News  

Kajian Politik Merah Putih: Ketegasan Pidato Presiden Prabowo tak Tentu Arah

Prabowo Subianto (IST)

Ada nada berbeda dalam arahan Presiden Prabowo Subianto pada 30 April 2025 di Istana Negara. Bukan sekadar pidato kenegaraan, tapi seperti memo dari garis depan. Bukan tentang perang fisik, melainkan perang jati diri bangsa.

Sutoyo Abadi, Koordinator Kajian Politik Merah Putih, mengaku tercengang. Bukan karena ancaman perang dunia, reshuffle kabinet, atau wacana pergantian wakil presiden. Tapi karena satu kalimat dari Presiden: “Banyak pejabat, akademisi, bahkan purnawirawan, tidak memahami sejarah dan persoalan nasional,” ungkapnya kepada Radar Aktual, Selasa (6/5/2025).

“Itu bukan teguran, itu cambuk,” kata Sutoyo.

Presiden bicara soal panasnya geopolitik dunia: Rusia-Ukraina belum usai, Israel makin agresif, Iran dan Yordania seperti bom waktu, dan ketegangan Amerika-Tiongkok makin terasa. Indonesia tetap non-blok, tapi bukan berarti pasif. “Netral, tapi bukan non-reaktif,” ujar Prabowo.

Lebih jauh, Presiden membuka borok lama: 5 juta hektare hutan bermasalah, tambang ilegal, investor asing yang bertingkah seperti penjajah. Semuanya akan dibenahi, katanya, melalui program DANANTARA—Daya Anagata Nusantara. Sebuah inisiatif besar yang digadang-gadang menjadi mesin energi masa depan Nusantara.

Ia juga bicara soal ketahanan pangan. Indonesia mencatat serapan beras tertinggi, hingga Jepang datang membeli dengan harga Rp 115 ribu per kilo. Sementara di dalam negeri, harga masih Rp 15 ribuan. Tapi ancaman tetap ada: mafia pangan, distribusi yang semrawut, dan pupuk yang terjebak birokrasi.

Suntikan Rp 500 triliun akan digelontorkan, bukan hanya untuk proyek besar seperti jalan tol atau IKN, tapi untuk koperasi, apotek, dan gudang ikan. Semacam revival ekonomi kerakyatan. Tapi seperti disindir oleh Sutoyo, “sejarah kita terlalu sering digagalkan oleh pelaksana, bukan oleh konsep.”

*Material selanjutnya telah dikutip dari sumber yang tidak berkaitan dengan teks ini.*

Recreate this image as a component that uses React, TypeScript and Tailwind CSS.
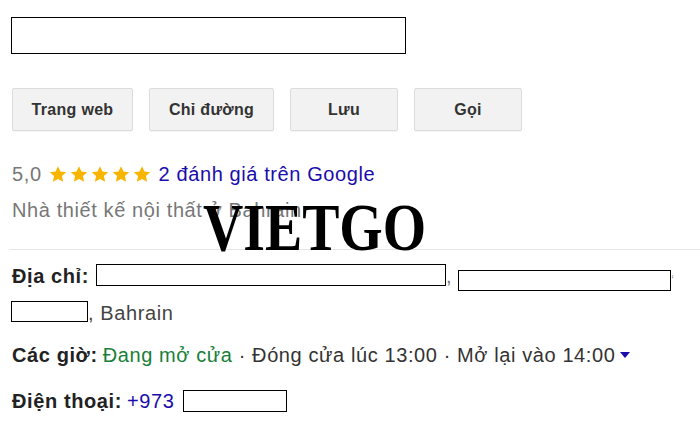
import React from "react";

function Star() {
  return (
    <svg width="20" height="19" viewBox="0 0 24 24" className="shrink-0">
      <path
        d="M12 1.5l3.1 6.7 7.3.8-5.5 5 1.6 7.2L12 17.6l-6.5 3.6 1.6-7.2-5.5-5 7.3-.8z"
        fill="#f8b500"
      />
    </svg>
  );
}

function Btn({ label, w }: { label: string; w: string }) {
  return (
    <div
      className={`${w} h-[43px] flex items-center justify-center rounded-[2px] border border-[#dcdcdc] bg-[#f2f2f2] text-[16px] font-bold tracking-[0.3px] text-[#333] shadow-[0_1px_0_rgba(0,0,0,0.04)]`}
    >
      {label}
    </div>
  );
}

export default function App() {
  return (
    <div className="relative w-[700px] h-[425px] overflow-hidden bg-white font-['Liberation_Sans',Arial,sans-serif] text-[20px] leading-[24px] tracking-[0.6px]">
      <div className="pt-[17px] pl-[11px]">
        <div className="w-[395px] h-[37px] border border-black" />
      </div>

      <div className="mt-[34px] pl-3 flex gap-4">
        <Btn label="Trang web" w="w-[121px]" />
        <Btn label="Chỉ đường" w="w-[125px]" />
        <Btn label="Lưu" w="w-[108px]" />
        <Btn label="Gọi" w="w-[108px]" />
      </div>

      <div className="mt-[31px] pl-3 flex items-center">
        <span className="text-[#777]">5,0</span>
        <span className="ml-[6px] flex gap-[1px]">
          <Star />
          <Star />
          <Star />
          <Star />
          <Star />
        </span>
        <span className="ml-[7px] text-[#1a0dab]">2 đánh giá trên Google</span>
      </div>

      <div className="mt-[12px] pl-3 text-[#777]">
        Nhà thiết kế nội thất ở Bahrain
      </div>

      <div className="mt-[27px] ml-[9px] h-px bg-[#e6e6e6]" />

      <div className="mt-[14px] pl-3 flex items-start">
        <span className="font-bold text-[#222]">Địa chỉ:</span>
        <span className="ml-[7px] w-[350px] h-[22px] border border-black bg-white" />
        <span className="text-[#777]">,</span>
        <span className="ml-[6px] mt-[6px] w-[213px] h-[21px] border border-black bg-white" />
        <span className="text-[#999] mt-[4px] text-[12px]">‘</span>
      </div>

      <div className="mt-[9px] pl-[11px] flex items-start">
        <span className="w-[77px] h-[21px] border border-black bg-white" />
        <span className="text-[#444]">, Bahrain</span>
      </div>

      <div className="mt-[18px] pl-3 flex items-center">
        <span className="font-bold text-[#222]">Các giờ:</span>
        <span className="ml-[5px] text-[#188038]">Đang mở cửa</span>
        <span className="text-[#333]">&nbsp;· Đóng cửa lúc 13:00 · Mở lại vào 14:00</span>
        <svg width="10" height="6" viewBox="0 0 10 6" className="ml-[5px]">
          <path d="M0 0h10L5 6z" fill="#1a0dab" />
        </svg>
      </div>

      <div className="mt-[22px] pl-3 flex items-center">
        <span className="font-bold text-[#222]">Điện thoại:</span>
        <span className="ml-[5px] text-[#1a0dab]">+973</span>
        <span className="ml-[9px] w-[104px] h-[22px] border border-black bg-white" />
      </div>

      <div className="absolute left-[203px] top-[193px] origin-left scale-x-[0.82] font-['Liberation_Serif','Times_New_Roman',serif] font-bold text-[68px] leading-none tracking-normal text-black">
        VIETGO
      </div>
    </div>
  );
}
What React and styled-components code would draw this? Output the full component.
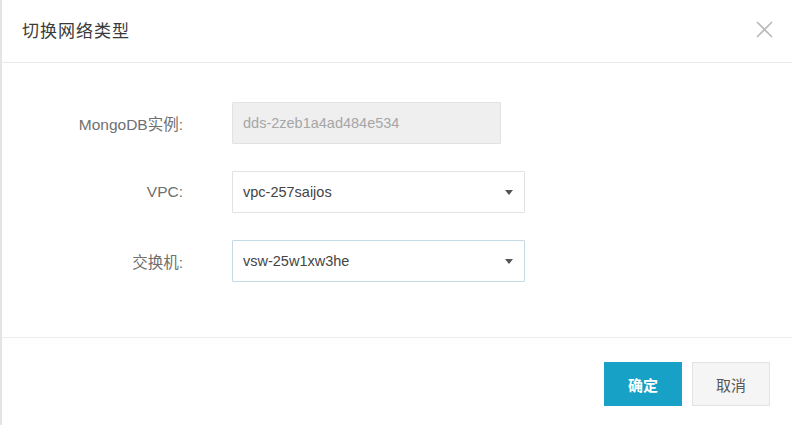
import styled, { createGlobalStyle } from "styled-components";

const GlobalStyle = createGlobalStyle`
  body {
    margin: 0;
    background: #ffffff;
    font-family: "Liberation Sans", "Noto Sans CJK SC", Arial, sans-serif;
  }
`;

const Dialog = styled.div`
  width: 792px;
  height: 425px;
  box-sizing: border-box;
  border-left: 2px solid #e4e4e4;
  background: #ffffff;
  display: flex;
  flex-direction: column;
`;

const Header = styled.div`
  height: 63px;
  box-sizing: border-box;
  border-bottom: 1px solid #e9e9e9;
  display: flex;
  align-items: center;
  justify-content: space-between;
  padding: 0 18px 4px 20px;
`;

const Title = styled.h1`
  margin: 0;
  font-size: 17px;
  font-weight: 400;
  color: #3a3a3a;
  letter-spacing: 1px;
`;

const CloseButton = styled.button`
  border: none;
  background: none;
  padding: 0;
  width: 19px;
  height: 19px;
  cursor: pointer;
  display: flex;
`;

const Body = styled.div`
  height: 275px;
  box-sizing: border-box;
  border-bottom: 1px solid #ececec;
  padding-top: 39px;
  display: flex;
  flex-direction: column;
  gap: 27px;
`;

const Row = styled.div`
  display: grid;
  grid-template-columns: 181px 1fr;
  column-gap: 49px;
  align-items: center;
`;

const Label = styled.label`
  text-align: right;
  font-size: 15.5px;
  color: #707070;
`;

const Field = styled.div`
  width: ${(p) => p.$width}px;
  height: 42px;
  box-sizing: border-box;
  border: 1px solid ${(p) => (p.$focused ? "#c4d9e6" : "#e2e2e2")};
  background: ${(p) => (p.$disabled ? "#efefef" : "#ffffff")};
  border-radius: 1px;
  display: flex;
  align-items: center;
  justify-content: space-between;
  padding: 0 10px 0 10px;
  font-size: 14.5px;
  color: ${(p) => (p.$disabled ? "#a6a6a6" : "#444444")};
`;

const Caret = styled.span`
  width: 0;
  height: 0;
  border-left: 4px solid transparent;
  border-right: 4px solid transparent;
  border-top: 5px solid #555555;
  margin-right: 1px;
`;

const Footer = styled.div`
  flex: 1;
  display: flex;
  justify-content: flex-end;
  align-items: flex-start;
  gap: 10px;
  padding: 24px 22px 0 0;
`;

const Button = styled.button`
  width: 78px;
  height: 44px;
  box-sizing: border-box;
  border: 1px solid ${(p) => (p.$primary ? "#1aa2c8" : "#e3e3e3")};
  background: ${(p) => (p.$primary ? "#17a1c6" : "#f5f5f5")};
  color: ${(p) => (p.$primary ? "#ffffff" : "#555555")};
  font-family: inherit;
  font-size: 15px;
  font-weight: ${(p) => (p.$primary ? 700 : 400)};
  cursor: pointer;
`;

const fields = [
  { label: "MongoDB实例:", value: "dds-2zeb1a4ad484e534", width: 269, disabled: true },
  { label: "VPC:", value: "vpc-257saijos", width: 293, select: true },
  { label: "交换机:", value: "vsw-25w1xw3he", width: 293, select: true, focused: true },
];

const App = () => {
  return (
    <>
      <GlobalStyle />
      <Dialog>
        <Header>
          <Title>切换网络类型</Title>
          <CloseButton aria-label="close">
            <svg width="19" height="19" viewBox="0 0 19 19">
              <path d="M2 2 L17 17 M17 2 L2 17" stroke="#b9b9b9" strokeWidth="1.6" />
            </svg>
          </CloseButton>
        </Header>
        <Body>
          {fields.map((f) => (
            <Row key={f.label}>
              <Label>{f.label}</Label>
              <Field $width={f.width} $disabled={f.disabled} $focused={f.focused}>
                <span>{f.value}</span>
                {f.select && <Caret />}
              </Field>
            </Row>
          ))}
        </Body>
        <Footer>
          <Button $primary>确定</Button>
          <Button>取消</Button>
        </Footer>
      </Dialog>
    </>
  );
};

export default App;
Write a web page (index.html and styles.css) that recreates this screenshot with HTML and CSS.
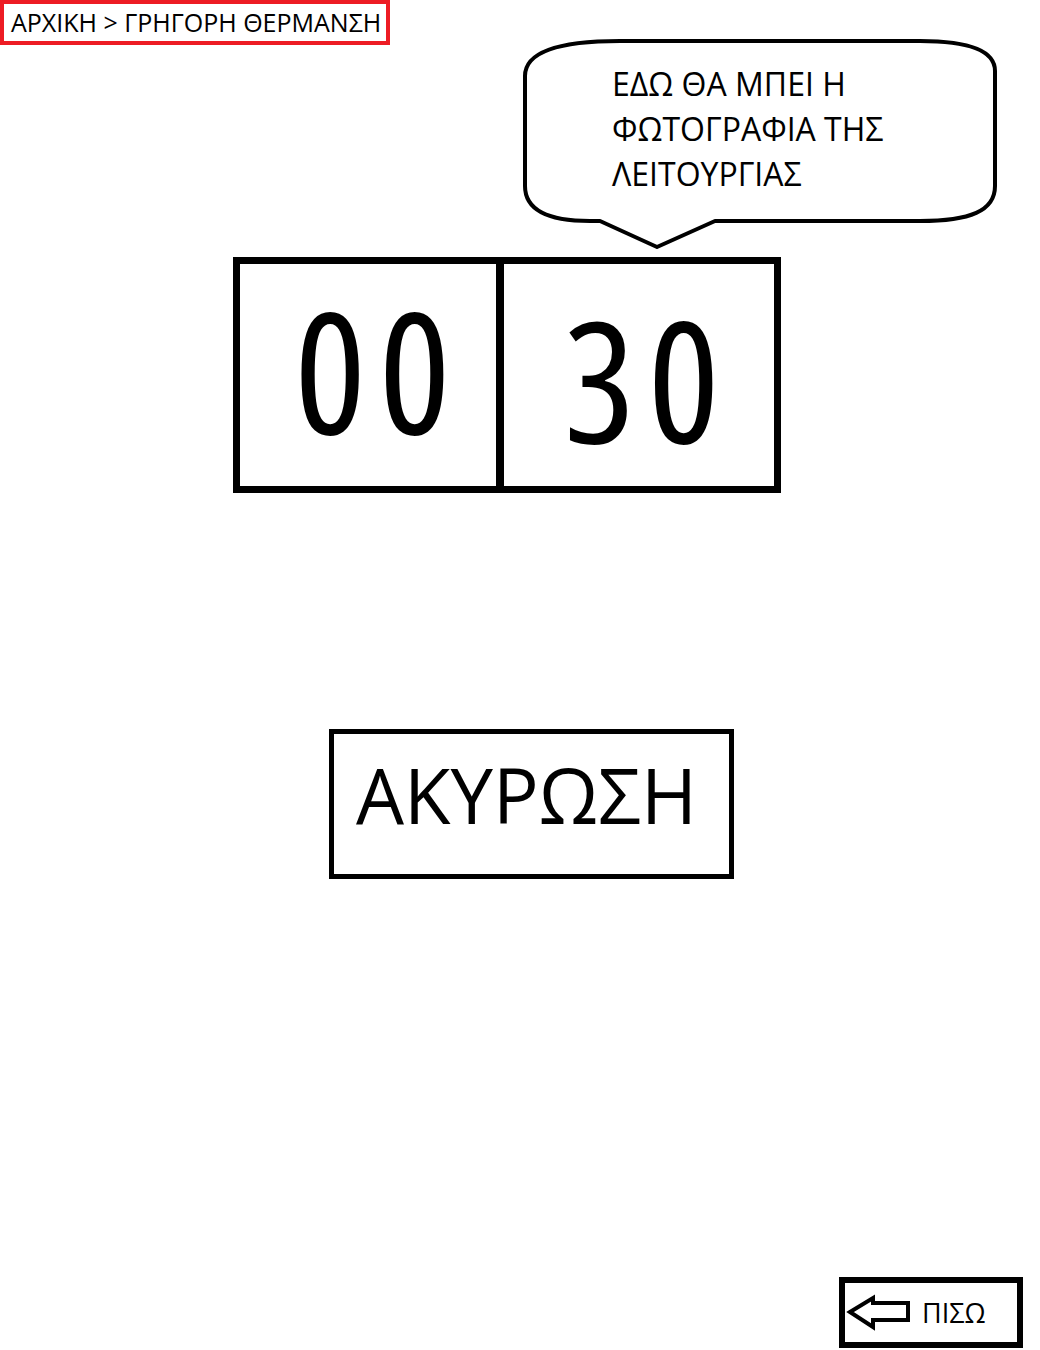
FILE: index.html
```html
<!DOCTYPE html>
<html lang="el">
<head>
<meta charset="utf-8">
<title>Γρήγορη θέρμανση</title>
<link rel="stylesheet" href="styles.css">
</head>
<body>
<div class="page">
  <div class="top">
    <div class="crumb">ΑΡΧΙΚΗ &gt; ΓΡΗΓΟΡΗ ΘΕΡΜΑΝΣΗ</div>
    <div class="bubble">
      <svg class="bubble-shape" width="480" height="216" viewBox="0 0 480 216" aria-hidden="true">
        <path d="M5,40 C5,15 40,5 100,5 L400,5 C450,5 475,15 475,35 L475,150 C475,175 450,185 400,185 L195,185 L137,211 L80,185 L70,185 C30,185 5,175 5,150 Z" fill="#fff" stroke="#000" stroke-width="4" stroke-linejoin="round"/>
      </svg>
      <p class="bubble-text">ΕΔΩ ΘΑ ΜΠΕΙ Η<br>ΦΩΤΟΓΡΑΦΙΑ ΤΗΣ<br>ΛΕΙΤΟΥΡΓΙΑΣ</p>
    </div>
  </div>
  <div class="timer">
    <div class="cell cell-min">00</div>
    <div class="cell cell-sec">30</div>
  </div>
  <button class="cancel" type="button">ΑΚΥΡΩΣΗ</button>
  <button class="back" type="button">
    <svg class="back-icon" width="66" height="38" viewBox="0 0 66 38" aria-hidden="true">
      <polygon points="4,18 27,4 27,9 62,9 62,26 27,26 27,33" fill="#fff" stroke="#000" stroke-width="4" stroke-linejoin="miter"/>
    </svg>
    <span class="back-label">ΠΙΣΩ</span>
  </button>
</div>
</body>
</html>
```

FILE: styles.css
```css
html, body {
  margin: 0;
  padding: 0;
  background: #fff;
}

body {
  font-family: "Open Sans", "Noto Sans", sans-serif;
  color: #000;
}

.page {
  display: flex;
  flex-direction: column;
  align-items: flex-start;
}

.top {
  display: flex;
  align-items: flex-start;
}

.crumb {
  box-sizing: border-box;
  width: 390px;
  height: 45px;
  border: 4px solid #ed1c24;
  padding-left: 7px;
  font-size: 25px;
  line-height: 37px;
  white-space: nowrap;
}

.bubble {
  position: relative;
  width: 480px;
  height: 216px;
  margin-top: 36px;
  margin-left: 130px;
}

.bubble-shape {
  position: absolute;
  left: 0;
  top: 0;
}

.bubble-text {
  position: relative;
  margin: 0;
  padding-left: 92px;
  padding-top: 25px;
  font-size: 32px;
  line-height: 45px;
  white-space: nowrap;
}

.timer {
  box-sizing: border-box;
  display: flex;
  width: 548px;
  height: 236px;
  margin-top: 5px;
  margin-left: 233px;
  border: 7px solid #000;
}

.cell {
  box-sizing: border-box;
  display: flex;
  align-items: center;
  justify-content: center;
  font-size: 168px;
  line-height: 1;
  font-stretch: 75%;
  letter-spacing: 13px;
}

.cell-min {
  width: 264px;
  border-right: 8px solid #000;
  padding-left: 22px;
  padding-bottom: 12px;
}

.cell-sec {
  flex: 1;
  padding-left: 18px;
  padding-top: 6px;
}

.cancel {
  box-sizing: border-box;
  display: flex;
  align-items: center;
  justify-content: center;
  width: 405px;
  height: 150px;
  margin-top: 236px;
  margin-left: 329px;
  padding: 0 10px 18px 0;
  border: 5px solid #000;
  background: #fff;
  color: #000;
  font-family: "Open Sans", "Noto Sans", sans-serif;
  font-size: 76px;
  line-height: 1;
}

.back {
  box-sizing: border-box;
  display: flex;
  align-items: center;
  gap: 10px;
  width: 184px;
  height: 71px;
  margin-top: 398px;
  margin-left: 839px;
  padding: 0 0 0 1px;
  border: 6px solid #000;
  background: #fff;
  color: #000;
  font-family: "Open Sans", "Noto Sans", sans-serif;
  font-size: 27px;
  line-height: 1;
}

.back-icon {
  display: block;
}
```
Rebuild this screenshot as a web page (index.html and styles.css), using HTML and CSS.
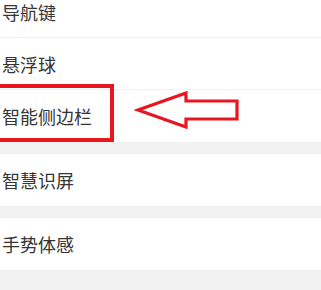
FILE: index.html
```html
<!DOCTYPE html>
<html lang="zh-CN">
<head>
    <meta charset="UTF-8">
    <meta name="viewport" content="width=device-width, initial-scale=1.0">
    <title>设置</title>
    <link rel="stylesheet" href="styles.css">
</head>
<body>
    <div class="page">
        <div class="section first">
            <div class="item line">导航键</div>
            <div class="item line">悬浮球</div>
            <div class="item">智能侧边栏</div>
        </div>
        <div class="section">
            <div class="item">智慧识屏</div>
        </div>
        <div class="section">
            <div class="item">手势体感</div>
        </div>

        <!-- 标注 -->
        <div class="mark-box"></div>
        <svg class="mark-arrow" width="110" height="42" viewBox="0 0 110 42">
            <polygon points="4,20 52,3 52,11 103,11 103,29 52,29 52,37"
                     fill="none" stroke="#e8161f" stroke-width="3.2" stroke-linejoin="miter"/>
        </svg>
    </div>
</body>
</html>
```

FILE: styles.css
```css
body {
    margin: 0;
    background-color: #f2f2f2;
    font-family: "Noto Sans CJK SC", "Noto Sans", sans-serif;
    overflow: hidden;
}
.page {
    position: relative;
    width: 321px;
    height: 290px;
    overflow: hidden;
}
.section {
    background-color: #ffffff;
    margin-bottom: 12px;
}
.section.first {
    margin-top: -14px;
}
.item {
    height: 52px;
    box-sizing: border-box;
    display: flex;
    align-items: center;
    padding-left: 2px;
    font-size: 18px;
    color: #353535;
}
.item.line {
    border-bottom: 1px solid #f0f0f0;
}
.mark-box {
    position: absolute;
    left: -10px;
    top: 84px;
    width: 124px;
    height: 58px;
    box-sizing: border-box;
    border: 4px solid #e8161f;
}
.mark-arrow {
    position: absolute;
    left: 134px;
    top: 90px;
}
```
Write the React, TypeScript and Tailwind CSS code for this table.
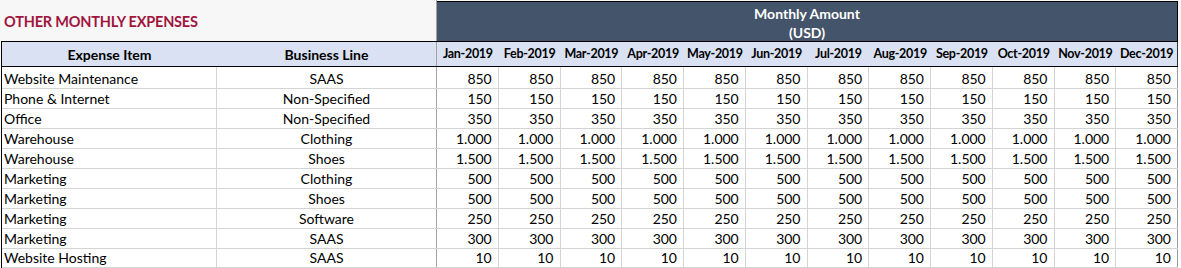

Presiden juga menanggapi sinis suara-suara dari kalangan purnawirawan. “Saya juga purnawirawan,” katanya. Bukan marah, tapi menusuk. Sebuah isyarat bahwa ia mendengar, tapi tidak tunduk.

Dan akhirnya, soal UUD 1945. Prabowo mengatakan sedang dikaji. Tapi ia tidak berjanji. “Itu baik,” kata Sutoyo, “karena masalah bangsa ini bukan kekurangan janji, tapi kekurangan nyali.”

Sutoyo menyimpulkan, arah pidato itu seperti memo perang. Perang melawan mentalitas inlander, melawan predator global, dan melawan elite yang hanya ingin nyaman di kekuasaan.

“Pertanyaannya sekarang,” kata Sutoyo, “siapa yang benar-benar siap di belakang Prabowo? Bukan yang sekadar hormat. Tapi yang bisa bilang: Saya di sini untuk bekerja, bukan cuma bersuara.”